Eşinin önceki evliliğinden olan çocuğuyla cinsel ilişki haysiyetsiz yaşam tarzıdır.
YARGITAY 2. HUKUK DAİRESİ 2016/14732 E. 2018/4831 K.
“…davalı erkeğin davacı kadının ilk evliliğinden olan kızı ile cinsel ilişki yaşadığı ve bu eyleminin TMK’nun 163. maddesinde geçen haysiyetsiz hayat sürme niteliğinde olduğu, bu nedenle mahkemece TMK’nun 163. maddesine göre verilen boşanma kararında bir isabetsizliğin olmadığının anlaşılmasına göre davalı erkeğin aşağıdaki bent kapsamı dışında kalan temyiz itirazları yersizdir”
Evliyken başkasıyla yaşamak ve bununla birlikte suç işlemek haysiyetsiz hayat sürme olacaktır
YARGITAY 2. HUKUK DAİRESİ 2009/16450 E. 2009/19112 K.

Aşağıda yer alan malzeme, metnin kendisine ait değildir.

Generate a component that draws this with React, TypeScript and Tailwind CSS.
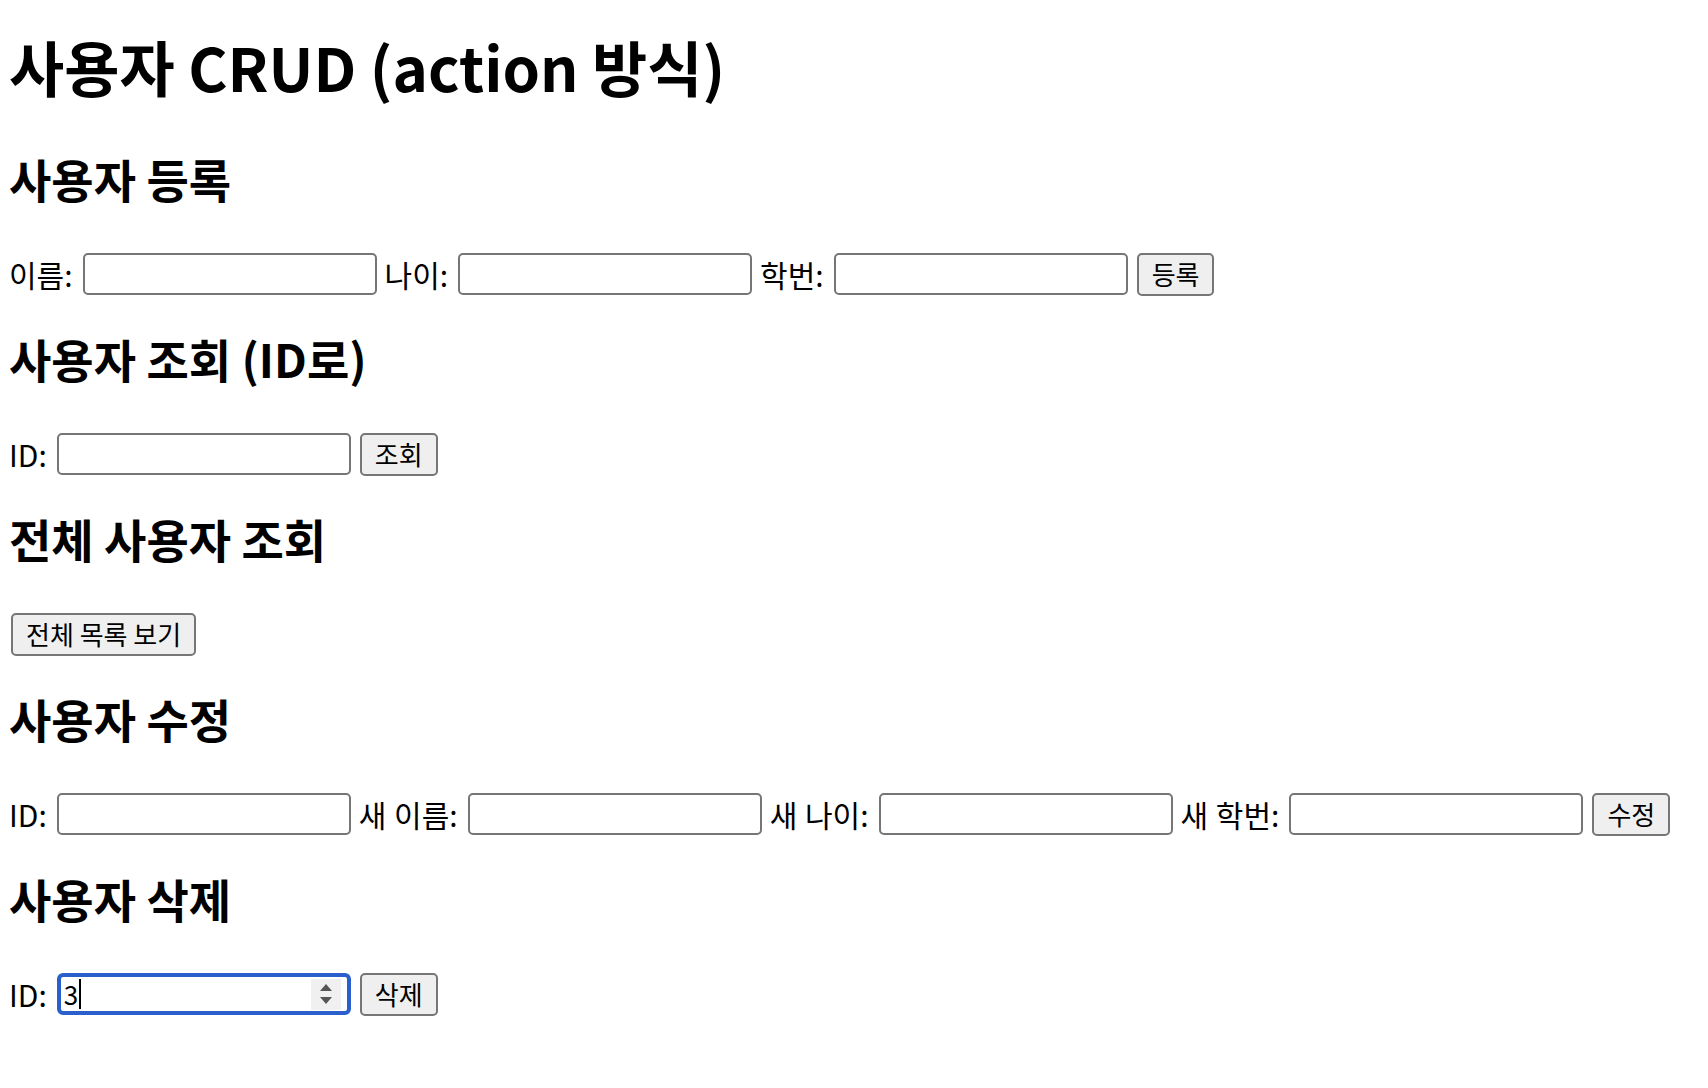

“Davalının Erdemli 2. Asliye Ceza Mahkemesinin 14.11.2007 tarihinde kesinleşen ilamıyla resmi belgede sahtecilik suçundan mahkum olduğu anlaşılmaktadır. Ceza dava dosyasının incelemesinde; Davalının E. Usluer kimliğini kullandığı, G. Usuler ve F. Polat’la bir müddet evlilik dışı birlikte yaşadığı, bu nedenle haysiyetsiz yaşam sürmenin koşullarının gerçekleştiği ve onunla birlikte yaşaması davacıdan beklenemeyecek hale geldiği sabit olduğu halde, yazılı gerekçeyle davanın reddi doğru görülmemiştir.”
Süreler
Kanun maddesi de incelendiğinde küçük düşürücü suç işleme ve haysiyetsiz hayat sürme nedeniyle boşanma nedeniyle boşanma için hak düşürücü bir süre belirlenmediği anlaşılmaktadır. Ancak her halde evlilik birliğinin devam etmesi ya da açıkça affa ilişkin bir beyan, kusurlu eşin affedildiğini ve hoşgörü ile karşılandığını ispat edecektir.
Küçük düşürücü suç işleme ve haysiyetsiz hayat sürme kanun maddesi
TMK 163. Madde:
“III. Suç işleme ve haysiyetsiz hayat sürme
Madde 163- Eşlerden biri küçük düşürücü bir suç işler veya haysiyetsiz bir hayat sürer ve bu sebeplerden ötürü onunla birlikte yaşaması diğer eşten beklenemezse, bu eş her zaman boşanma davası açabilir.”